Adapun waktu imsak, ia dimulai dari datangnya fajar shadiq. Allah Swt. berfirman,
“Makan dan minumlah hingga terang bagimu benang putih dari benang hitam, yaitu waktu fajar.” (QS. Al-Baqarah: 187)
Diriwayatkan bahwa Abdullah bin Umar pernah bercerita: Rasulullah bersabda, “Sesungguhnya Bilal mengumandangkan azan di waktu malam.[3] Untuk itu, makan dan minumlah sampai waktu azan.” Atau beliau bersabda, “Sampai kalian mendengar azan Ibnu Umu Maktum.”
Ibnu Umu Maktum adalah seorang lelaki yang matanya buta. Dia tidak akan mengumandangkan azan sampai ada seseorang berkata kepadanya: Telah datang waktu pagi.[4]
Diriwayatkan dari Samurah bin Jundub bahwa dia pernah bercerita: Rasulullah Saw. pernah bersabda, “Kalian tak perlu menghentikan sahur hanya karena azan Bilal atau fajar mustathil (fajar kadzib). Akan tetapi, kalian harus menghentikan sahur jika telah datang fajar mustadir (fajar shadiq) di langit.”[5]
Jadi, seorang mukalaf boleh makan dan minum sampa azan shalat subuh. Akan tetapi dia disunahkan untuk menghentikan makan dan minum sebelumnya untuk berjaga-jaga dan terbebas dari perbedaan pendapat. Juga, karena hal itu lebih baik bagi puasa. Karena orang yang sedang sahur bisa makan dengan santai dan tidak khawatir akan melewati waktu fajar.
Oleh karena itu, seorang muslim hendaknya memahami kebiasaan temannya dan tidak mengundang fitnah bagi mereka. Dia hendaknya menghindarkan dirinya dari tuduhan buruk, serta menggunakan kebijaksanaan dalam mendidik orang lain.


[1] HR. al-Bukhari (1838), Muslim (1101).
[2] HR. al-Bukhari dari Umar bin Khatab, Kitab: ash-shaum, hadis no. (1818).
[3] Maksudnya, Bilal waktu itu selalu mengumandangkan azan sebelum datang waktu fajar shadiq.
[4] HR. al-Bukhari dari hadis Ibnu Umar, Kitab: al-Âzan, hadis no. (587).

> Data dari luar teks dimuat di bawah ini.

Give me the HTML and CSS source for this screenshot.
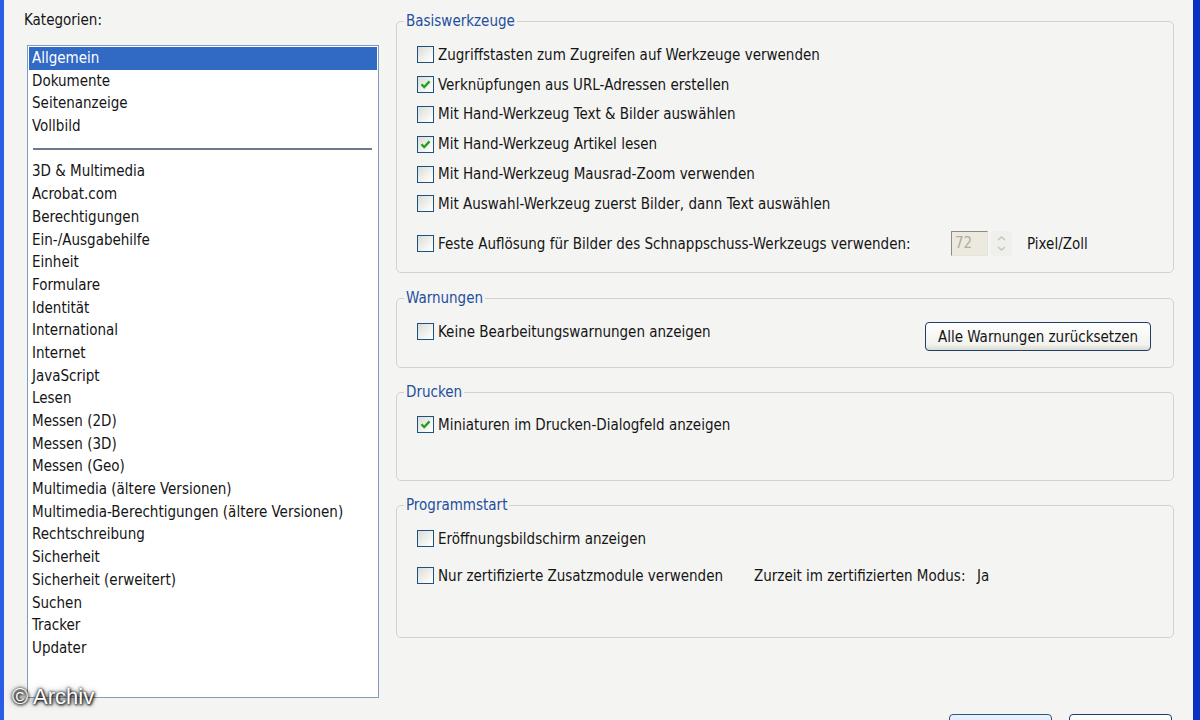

[5] HR. Tirmidzi  (706). Dia mengatakan: Hadis ini adalah hadis hasan. Imam Bahuti berkata: Disunahkan mengakhirkan sahur jika seseorang tidak khawatir akan segera datang fajar shadiq. Hal itu sesuai dengan hadis-hadis nabi, diantaranya adalah: Hadis yang diriwayatkan oleh Zaid bin Tsabit bahwa dia pernah bercerita: Kami pernah makan sahur bersama Rasulullah, kemudian kami mengerjakan shalat. Aku kemudian bertanya, "Berapa lama selang waktu antara sahur dengan shalat?" Dia menjawab, "Lima puluh ayat." Muttafaq Alaih. Juga karena hal itu lebih baik bagi puasa, untuk menghindari kesalahan dan bebas dari perbedaan pendapat. Lihat: Kasysyâfu a-Qina' (2/331).